サウジアラビアとのつながりの深さで言えば、今年はなんと言っても、ホワイトアバリオ。昨年のBCクラシックを制した芦毛馬は先月、権利の一部をファイサル殿下が買い取ったことが発表され、第2回のサウジCを制したミシュリフと同じ勝負服で今回、出走することになっている。

そして、もう1頭。米国から来るその名もサウジクラウン。こちらはオーナーがインタビューで「サウジクラウンの名前は皇太子(Crown prince)にちなんで名付けました。もし勝つことができれば、最も重要なことは賞金やトロフィーではなく、私たちのリーダーと握手できる喜びでしょう」と熱く語っている。超高額賞金よりも大事って、すごい意気込み…。さあ、水曜朝、無事にキングアブドゥルアジーズ競馬場で取材ができていますように。
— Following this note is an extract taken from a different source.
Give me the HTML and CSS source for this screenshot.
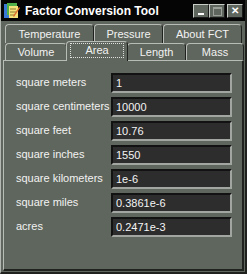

(つづく)

◆米国馬のサウジC成績 第1回の20年は5頭が参加。フロリダダービーなどG1・3勝を挙げていたマキシマムセキュリティが勝利した。ただし、その後に管理するJ・サーヴィス師が禁止薬物投与で起訴され、有罪に。主催者のサウジアラビアジョッキークラブは同馬の優勝、賞金の扱いを現在も審理中。同年2着も米国のミッドナイトビズーだった。以降、米国馬の優勝はないが21年2着シャーラタン、22・23年2着カントリーグラマーと常に連対馬が出ている。